→ **REQUEST**
Check every line of the entries below for the word "this", and copy the ones that have it.

++++ DATA

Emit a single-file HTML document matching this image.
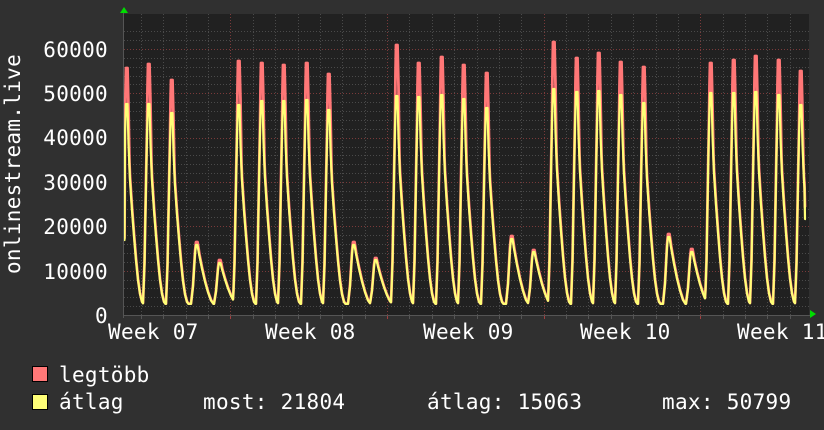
<!DOCTYPE html>
<html><head><meta charset="utf-8"><style>
html,body{margin:0;padding:0;background:#303030;}
body{width:824px;height:430px;overflow:hidden;position:relative;font-family:"DejaVu Sans Mono","Liberation Mono",monospace;color:#fff;}
svg{position:absolute;left:0;top:0}
text{font-family:"DejaVu Sans Mono","Liberation Mono",monospace;font-size:21px;fill:#fff;letter-spacing:0.3px}
</style></head><body>
<svg id="g" width="824" height="430" xmlns="http://www.w3.org/2000/svg">
<rect x="0" y="0" width="824" height="430" fill="#303030"/>
<rect x="124" y="14" width="685" height="301" fill="#212121"/>
<g id="grid"></g>
<path id="red" d="" fill="none" stroke="#ff7777" stroke-width="2.8" stroke-linejoin="round"/>
<path id="yel" d="" fill="none" stroke="#ffff77" stroke-width="2.2" stroke-linejoin="round"/>
<line x1="124" y1="315.5" x2="812" y2="315.5" stroke="#555" stroke-width="1"/>
<line x1="123.5" y1="10" x2="123.5" y2="318" stroke="#555" stroke-width="1"/>
<polygon points="120,13 128,13 124,7" fill="#00dd00"/>
<polygon points="810,310 810,318 816,314" fill="#00dd00"/>
<g text-anchor="end">
<text x="108" y="57">60000</text>
<text x="108" y="101">50000</text>
<text x="108" y="145">40000</text>
<text x="108" y="190">30000</text>
<text x="108" y="234">20000</text>
<text x="108" y="279">10000</text>
<text x="108" y="323">0</text>
</g>
<text x="108" y="339">Week 07</text>
<text x="265" y="339">Week 08</text>
<text x="423" y="339">Week 09</text>
<text x="580" y="339">Week 10</text>
<text x="737" y="339">Week 11</text>
<text transform="translate(20,164) rotate(-90)" text-anchor="middle">onlinestream.live</text>
<rect x="32.5" y="366.5" width="15" height="15" fill="#ff7777" stroke="#000"/>
<rect x="32.5" y="394.5" width="15" height="15" fill="#ffff77" stroke="#000"/>
<text x="59" y="382">legtöbb</text>
<text x="59" y="409">átlag</text>
<text x="203" y="409">most: 21804</text>
<text x="427" y="409">átlag: 15063</text>
<text x="662" y="409">max: 50799</text>
</svg>
<script>
(function(){
var grid=document.getElementById('grid'),s='';
for(var v=2000;v<=64000;v+=2000){var y=315-v*266/60000;if(y<14)break;var maj=v%10000==0;
s+='<line x1="124" x2="809" y1="'+(Math.round(y)+.5)+'" y2="'+(Math.round(y)+.5)+'" stroke="'+(maj?'#7a3a3a':'#4a4a4a')+'" stroke-dasharray="1,2"/>';}
for(var i=0;i<31;i++){var x=141+i*22.37;if(x>809)break;var maj=((i-4)%7==0);var xx=Math.round(x)+.5;
s+='<line y1="14" y2="315" x1="'+xx+'" x2="'+xx+'" stroke="'+(maj?'#7a3a3a':'#4a4a4a')+'" stroke-dasharray="1,2"/>';
s+='<line y1="315" y2="319" x1="'+xx+'" x2="'+xx+'" stroke="'+(maj?'#a04040':'#555')+'"/>';}
grid.innerHTML=s;
var P=[[126,68,104],[148,64,104],[171,80,113],[196,242,245],[219,260,263],[238,61,105],[261,63,101],[283,65,101],[306,63,100],[328,74,110],[353,242,245],[375,258,260],[396,45,96],[418,63,97],[441,57,95],[463,65,99],[486,73,108],[511,236,239],[533,250,252],[553,42,89],[576,58,92],[598,53,91],[620,62,95],[643,67,103],[668,234,237],[691,249,252],[710,63,93],[733,60,93],[755,56,92],[778,60,95],[800,71,105]];
function val(y){return (315-y)*60000/266;}
var MIN=2500;
var SK=[[-5,0],[-3.5,0.2],[-2,0.6],[-1,0.85],[0,1],[1.5,1],[2.5,0.8],[4,0.62],[6,0.47],[8,0.34],[10,0.22],[12,0.12],[14,0.05],[16,0.01],[17.5,0]];
var SKs=[[-5,0],[-3,0.3],[-1,0.85],[0,1],[1.5,1],[3,0.85],[6,0.6],[9,0.38],[12,0.2],[15,0.06],[17.5,0]];
var GK=[[-1,0],[-0.3,1],[2.5,1],[3.5,0]];
function interp(T,t){if(t<=T[0][0]||t>=T[T.length-1][0])return 0;for(var i=1;i<T.length;i++)if(t<=T[i][0]){var a=T[i-1],b=T[i];return a[1]+(b[1]-a[1])*(t-a[0])/(b[0]-a[0]);}return 0;}
function f(x,which){var best=MIN;for(var k=0;k<P.length;k++){var t=x-P[k][0];var Y=val(P[k][2]),R=val(P[k][1]);
 var sh=Y<20000?SKs:SK;var yv=MIN+(Y-MIN)*interp(sh,t);var g=interp(GK,t);var rv=yv+(R-Y)*g+yv*0.03*(1-g);
 var v=which?rv:yv;if(v>best)best=v;}
 return best;}
var dy='',dr='';
for(var x=124;x<=806;x+=0.5){var a=f(x,0),b=Math.max(f(x,1),a);
 if(x<=124.5){a=val(240);b=val(238);}
 if(x>=805){a=val(219);b=val(207);}
 var ya=(315-a*266/60000).toFixed(1),yb=(315-b*266/60000).toFixed(1);
 dy+=(x==124?'M':'L')+x+' '+ya;dr+=(x==124?'M':'L')+x+' '+yb;}
document.getElementById('yel').setAttribute('d',dy);
document.getElementById('red').setAttribute('d',dr);
})();
</script>
</body></html>
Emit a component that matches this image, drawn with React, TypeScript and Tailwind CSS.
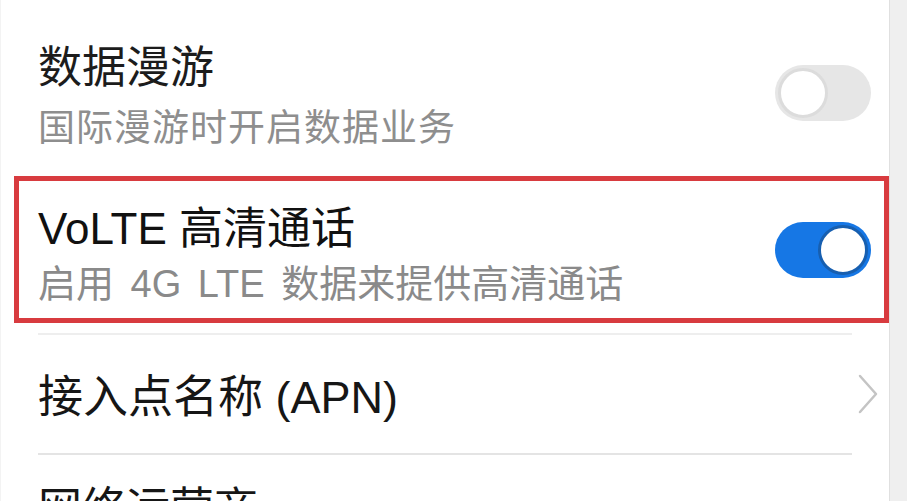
import React from 'react'

const font = { fontFamily: '"Liberation Sans", "Noto Sans CJK SC", sans-serif' }

function Toggle({ on }: { on: boolean }) {
  return (
    <div
      className={
        on
          ? 'flex h-[56px] w-[96px] shrink-0 items-center justify-end rounded-full bg-[#1677e5] px-[3px]'
          : 'flex h-[56px] w-[96px] shrink-0 items-center justify-start rounded-full bg-[#e6e6e6] px-[3px]'
      }
    >
      <div
        className={
          on
            ? 'h-[50px] w-[50px] rounded-full border-[3px] border-[#175fb0] bg-white'
            : 'h-[50px] w-[50px] rounded-full border-[3px] border-[#dcdcdc] bg-white'
        }
      />
    </div>
  )
}

function Chevron() {
  return (
    <svg width="22" height="42" viewBox="0 0 22 42" fill="none">
      <polyline points="3,3 19,21 3,39" stroke="#c4c4c4" strokeWidth="2.5" strokeLinecap="round" strokeLinejoin="round" />
    </svg>
  )
}

export default function App() {
  return (
    <div className="flex h-[501px] w-[907px] overflow-hidden bg-white" style={font}>
      <div className="flex w-[889px] shrink-0 flex-col border-l border-[#f3f3f3]">
        {/* 数据漫游 */}
        <div className="flex h-[176px] shrink-0 items-center pl-[37px] pr-[18px]">
          <div className="flex flex-1 flex-col pt-[16px]">
            <span className="text-[44px] leading-none text-[#1c1c1c]">数据漫游</span>
            <span className="mt-[20px] text-[37px] leading-none tracking-[1px] text-[#8e8e8e]">国际漫游时开启数据业务</span>
          </div>
          <div className="pt-[10px]">
            <Toggle on={false} />
          </div>
        </div>

        {/* VoLTE */}
        <div className="ml-[13px] flex h-[147px] shrink-0 items-center border-[5px] border-[#d83b3f] pl-[19px] pr-[13px]">
          <div className="flex flex-1 flex-col pt-[10px]">
            <span className="text-[44px] leading-none text-[#111]">VoLTE 高清通话</span>
            <span className="mt-[14px] text-[38px] leading-none text-[#8a8a8a] [word-spacing:6px]">启用 4G LTE 数据来提供高清通话</span>
          </div>
          <Toggle on={true} />
        </div>

        <div className="mx-[37px] mt-[10px] h-[2px] shrink-0 bg-[#eeeeee]" />

        {/* APN */}
        <div className="flex h-[118px] shrink-0 items-center pl-[37px] pr-[10px]">
          <span className="flex-1 pt-[6px] text-[45px] leading-none text-[#161616]">接入点名称 (APN)</span>
          <Chevron />
        </div>

        <div className="mx-[37px] h-[2px] shrink-0 bg-[#e4e4e4]" />

        <div className="shrink-0 pl-[37px] pt-[32px]">
          <span className="text-[44px] leading-none text-[#161616]">网络运营商</span>
        </div>
      </div>
      <div className="flex-1 border-l border-[#e0e0e0] bg-[#efefef]" />
    </div>
  )
}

++++++++

→ **ANSWER TO THE TASK**
Emit a single-file HTML document matching this image.
Emit a component that matches this image, drawn with React, TypeScript and Tailwind CSS.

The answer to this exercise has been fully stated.